(IslamToday ID) – Pakar hukum tata negara, Yusril Ihza Mahendra mengusulkan pada pemerintah agar membentuk Kementerian Legislasi Nasional untuk menata, mensinkronisasi, dan merapikan semua peraturan perundang-undangan dari pusat sampai ke daerah.
Menurutnya, pembentukan Kementerian Legislasi Nasional dapat menjadi salah satu cara yang dilakukan Presiden Jokowi dalam merespons putusan Mahkamah Konstitusi (MK) terkait UU No 11 Tahun 2020 tentang Cipta Kerja (UU Ciptaker).
“Kedua, pemerintah dapat segera membentuk Kementerian Legislasi Nasional,” kata Yusril dalam keterangan tertulisnya seperti dikutip dari CNN Indonesia, Jumat (26/11/2021).
Selain itu, lanjutnya, pemerintah memiliki opsi lain dalam merespons putusan MK soal UU Ciptaker yaitu memperkuat Kementerian Hukum dan HAM sebagai pusat hukum dan menjadi pemimpin dalam revisi UU Ciptaker.
Yusril menilai, UU Ciptaker yang dibentuk dengan cara meniru model Omnibus Law di Amerika Serikat (AS) dan Kanada itu sudah bermasalah sejak awal. Menurutnya, setiap pembentukan regulasi seharusnya tunduk secara prosedur pada UU No 12 Tahun 2011 tentang Pembentukan Peraturan Perundang-Undangan (PPP).
Yusril pun mengaku tidak heran dan tidak kaget jika MK menyatakan UU Ciptaker inkonstitusional.
“Ketika UU Ciptaker yang dibentuk dengan meniru gaya Omnibus Law diuji formil dengan UU PPP, UU tersebut bisa dirontokkan oleh MK. MK akan memutus bahwa prosedur pembentukan UU Cipta Kerja menabrak prosedur pembentukan UU sebagaimana diatur oleh UU PPP,” katanya.

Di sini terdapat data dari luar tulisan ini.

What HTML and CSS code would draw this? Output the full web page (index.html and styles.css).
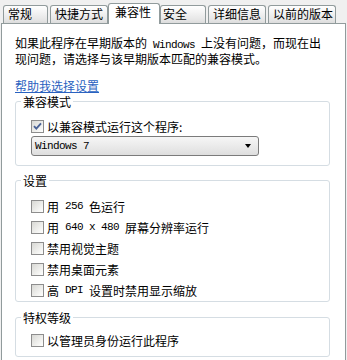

Ia berkata, putusan MK yang menyatakan UU Ciptaker inkonstitusional bersyarat lebih baik dibandingkan MK menyatakan UU Ciptaker murni inkonstitusional.
Bila MK menyatakan UU Ciptaker murni inkonstitusional, menurutnya, maka Jokowi benar-benar berada dalam posisi yang sulit.

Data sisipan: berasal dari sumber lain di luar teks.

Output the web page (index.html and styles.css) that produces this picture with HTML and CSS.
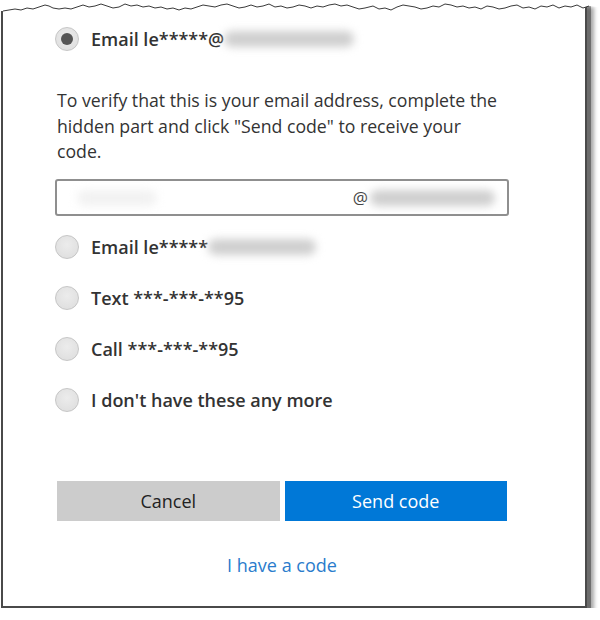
FILE: index.html
```html
<!DOCTYPE html>
<html>
<head>
  <title>Verify your identity</title>
  <link rel="stylesheet" href="styles.css">
</head>
<body>
  <div class="frame">
    <svg class="torn-edge" width="600" height="16" viewBox="0 0 600 16">
      <polygon class="torn-cover" points="-4,0 604,0 604,8 586,6 580,8 574,5 568,7 562,6 556,8 550,5 544,7 538,6 532,9 526,7 520,8 514,5 508,6 502,8 496,9 490,7 484,6 478,9 472,7 466,8 460,6 454,7 448,5 442,4 436,7 430,6 424,8 418,9 412,7 406,6 400,5 394,7 388,10 382,8 376,9 370,6 362,8 356,9 350,7 344,5 338,6 332,4 326,5 320,7 314,6 308,8 302,6 296,5 290,7 284,8 278,6 272,7 266,4 260,6 254,7 248,5 242,7 236,8 230,6 224,4 218,5 212,7 206,6 200,5 194,7 188,9 182,8 176,10 170,8 164,9 158,7 152,8 146,6 140,7 134,5 128,6 122,4 116,7 110,8 104,6 98,4 92,6 86,7 80,5 74,7 68,9 62,8 56,9 50,8 46,6 42,5 36,7 30,9 24,8 18,10 12,9 6,10 0,11 -4,11"/>
      <polyline class="torn-line" points="0,11 6,10 12,9 18,10 24,8 30,9 36,7 42,5 46,6 50,8 56,9 62,8 68,9 74,7 80,5 86,7 92,6 98,4 104,6 110,8 116,7 122,4 128,6 134,5 140,7 146,6 152,8 158,7 164,9 170,8 176,10 182,8 188,9 194,7 200,5 206,6 212,7 218,5 224,4 230,6 236,8 242,7 248,5 254,7 260,6 266,4 272,7 278,6 284,8 290,7 296,5 302,6 308,8 314,6 320,7 326,5 332,4 338,6 344,5 350,7 356,9 362,8 370,6 376,9 382,8 388,10 394,7 400,5 406,6 412,7 418,9 424,8 430,6 436,7 442,4 448,5 454,7 460,6 466,8 472,7 478,9 484,6 490,7 496,9 502,8 508,6 514,5 520,8 526,7 532,9 538,6 544,7 550,5 556,8 562,6 568,7 574,5 580,8 586,6"/>
    </svg>

    <div class="option">
      <span class="radio checked"></span>
      <span class="label">Email le*****@</span>
      <span class="smudge smudge-wide"></span>
    </div>

    <p class="hint">To verify that this is your email address, complete the hidden part and click "Send code" to receive your code.</p>

    <div class="email-field">
      <span class="smudge smudge-faint"></span>
      <span class="at">@</span>
      <span class="smudge smudge-domain"></span>
    </div>

    <div class="options">
      <div class="option">
        <span class="radio"></span>
        <span class="label">Email le*****</span>
        <span class="smudge smudge-short"></span>
      </div>
      <div class="option">
        <span class="radio"></span>
        <span class="label">Text ***-***-**95</span>
      </div>
      <div class="option">
        <span class="radio"></span>
        <span class="label">Call ***-***-**95</span>
      </div>
      <div class="option">
        <span class="radio"></span>
        <span class="label">I don't have these any more</span>
      </div>
    </div>

    <div class="actions">
      <div class="buttons">
        <button class="btn btn-cancel">Cancel</button>
        <button class="btn btn-send">Send code</button>
      </div>
      <a class="code-link" href="#">I have a code</a>
    </div>
  </div>
</body>
</html>
```

FILE: styles.css
```css
body {
  margin: 0;
  background-color: #fff;
  font-family: "Open Sans", Arial, sans-serif;
  color: #333;
}

.frame {
  position: relative;
  box-sizing: border-box;
  width: 586px;
  margin-left: 1px;
  padding: 14px 0 29px 52px;
  background-color: #fff;
  border: 2px solid #4a4a4a;
  border-top: none;
  box-shadow: 4px 4px 0 rgba(0, 0, 0, 0.35), 7px 7px 4px rgba(0, 0, 0, 0.35);
}

.torn-edge {
  position: absolute;
  top: 0;
  left: -3px;
  overflow: visible;
}

.torn-cover {
  fill: #fff;
  transform: translateX(3px);
}

.torn-line {
  fill: none;
  stroke: #3a3a3a;
  stroke-width: 1;
  transform: translateX(3px);
}

.option {
  display: flex;
  align-items: center;
  height: 50px;
}

.options .option {
  height: 51px;
}

.radio {
  box-sizing: border-box;
  width: 24px;
  height: 24px;
  margin-right: 12px;
  border-radius: 50%;
  border: 1px solid #c6c6c6;
  background: radial-gradient(circle at 50% 40%, #ececec 0%, #dcdcdc 100%);
  display: flex;
  align-items: center;
  justify-content: center;
  flex-shrink: 0;
}

.radio.checked::after {
  content: "";
  width: 12px;
  height: 12px;
  border-radius: 50%;
  background-color: #555;
}

.label {
  font-size: 18px;
  font-weight: 600;
  color: #333;
}

.smudge {
  display: inline-block;
  height: 16px;
  background-color: #cfcfcf;
  border-radius: 8px;
  filter: blur(4px);
}

.smudge-wide {
  width: 130px;
  margin-left: 0;
}

.smudge-short {
  width: 108px;
  margin-left: 0;
}

.hint {
  width: 444px;
  margin: 24px 0 0 2px;
  font-size: 17.7px;
  line-height: 25.5px;
  color: #333;
}

.email-field {
  box-sizing: border-box;
  display: flex;
  align-items: center;
  width: 454px;
  height: 37px;
  margin-top: 14.5px;
  padding: 0 12px 0 20px;
  border: 2px solid #8f8f8f;
  border-radius: 3px;
}

.at {
  font-size: 17px;
  color: #444;
  margin-left: auto;
}

.smudge-faint {
  width: 80px;
  background-color: #f2f2f2;
}

.smudge-domain {
  width: 125px;
  margin-left: 2px;
}

.options {
  margin-top: 5px;
}

.actions {
  width: 450px;
  margin: 56px 0 0 2px;
  text-align: center;
}

.buttons {
  display: flex;
  gap: 5px;
}

.btn {
  flex: 1;
  height: 40px;
  border: none;
  font-family: "Open Sans", Arial, sans-serif;
  font-size: 18px;
  cursor: pointer;
}

.btn-cancel {
  background-color: #cccccc;
  color: #222;
}

.btn-send {
  background-color: #0078d7;
  color: #fff;
}

.code-link {
  display: inline-block;
  margin-top: 32px;
  font-size: 18px;
  line-height: 24px;
  color: #2a7ccc;
  text-decoration: none;
}
```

Atas dasar itu, Yusril menyarankan agar Jokowi bertindak cepat melakukan revisi menyeluruh terhadap UU Ciptaker tanpa harus menunggu dua tahun.

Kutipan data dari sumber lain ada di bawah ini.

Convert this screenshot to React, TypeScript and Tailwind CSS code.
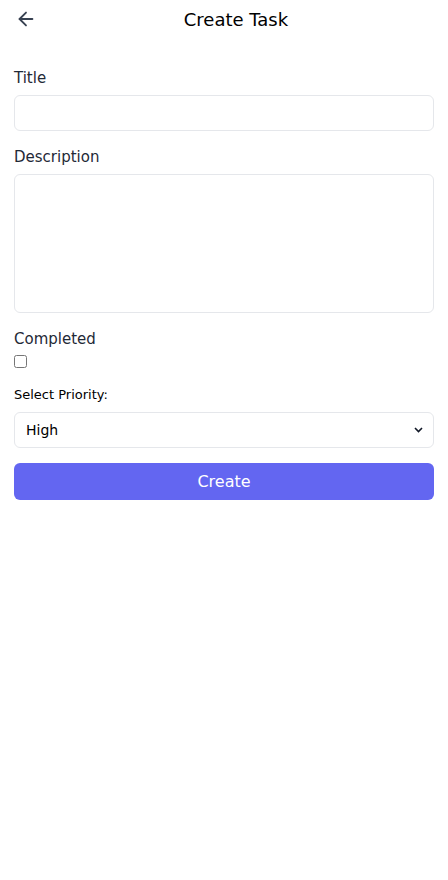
import { useState } from 'react';
import { ArrowLeft } from 'lucide-react';

export default function App() {
  const [title, setTitle] = useState('');
  const [description, setDescription] = useState('');
  const [completed, setCompleted] = useState(false);
  const [priority, setPriority] = useState('high');

  return (
    <div className="min-h-screen bg-white text-[#111827]" style={{ fontFamily: '"DejaVu Sans", "Noto Sans", sans-serif' }}>
      <header className="relative flex h-[38px] items-center justify-center pl-[24px]">
        <button type="button" className="absolute left-[15px] top-[8px] text-[#374151]" aria-label="Back">
          <ArrowLeft className="h-[22px] w-[22px]" strokeWidth={2} />
        </button>
        <h1 className="text-[18px] font-normal text-black">Create Task</h1>
      </header>

      <form className="px-[14px] pt-[29px]" onSubmit={(e) => e.preventDefault()}>
        <label className="block text-[15px] leading-[22px] text-[#1f2937] mb-[6px]">Title</label>
        <input
          value={title}
          onChange={(e) => setTitle(e.target.value)}
          className="block h-[36px] w-full rounded-md border border-[#e5e7eb] px-3 text-sm outline-none"
        />

        <label className="mt-[15px] mb-[6px] block text-[15px] leading-[22px] text-[#1f2937]">Description</label>
        <textarea
          value={description}
          onChange={(e) => setDescription(e.target.value)}
          className="block h-[139px] w-full resize-none rounded-md border border-[#e5e7eb] px-3 py-2 text-sm outline-none"
        />

        <label className="mt-[15px] block text-[15px] leading-[22px] text-[#1f2937]">Completed</label>
        <div className="mt-[4px] flex h-[14px] items-center">
          <input
            type="checkbox"
            checked={completed}
            onChange={(e) => setCompleted(e.target.checked)}
            className="m-0 h-[13px] w-[13px]"
          />
        </div>

        <label className="mt-[18px] mb-[8px] block text-[13px] leading-[18px] text-black">Select Priority:</label>
        <div className="relative">
          <select
            value={priority}
            onChange={(e) => setPriority(e.target.value)}
            className="block h-[36px] w-full appearance-none rounded-md border border-[#e5e7eb] bg-white pl-[11px] pr-8 text-[14px] text-black outline-none"
          >
            <option value="high">High</option>
            <option value="medium">Medium</option>
            <option value="low">Low</option>
          </select>
          <svg
            className="pointer-events-none absolute right-[11px] top-[15px] h-[6px] w-[9px]"
            viewBox="0 0 9 6"
            fill="none"
            stroke="#111827"
            strokeWidth="1.6"
          >
            <path d="M1 1l3.5 3.5L8 1" />
          </svg>
        </div>

        <button
          type="submit"
          className="mt-[15px] flex h-[37px] w-full items-center justify-center rounded-md bg-[#6366f1] text-[16px] text-white"
        >
          Create
        </button>
      </form>
    </div>
  );
}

MK menyatakan UU Ciptaker inkonstitusional bersyarat karena cacat formil, sebab dalam proses pembahasannya tidak sesuai dengan aturan dan tidak memenuhi unsur keterbukaan.
Putusan tidak bulat karena 4 hakim berbeda pendapat, yaitu Arief Hidayat, Anwar Usman, Manahan Sitompul, dan Daniel Yusmic Pancastaki Foekh.
MK memerintahkan agar dibentuk landasan hukum untuk menjadi pedoman di dalam pembentukan undang-undang dengan metode Omnibus Law.
“Mahkamah memerintahkan agar segera dibentuk landasan hukum yang baku untuk dapat menjadi pedoman di dalam pembentukan undang-undang dengan menggunakan metode Omnibus Law yang mempunyai sifat kekhususan tersebut,” ujar Hakim Konstitusi, Suhartoyo, Kamis (25/11/2021). [wip]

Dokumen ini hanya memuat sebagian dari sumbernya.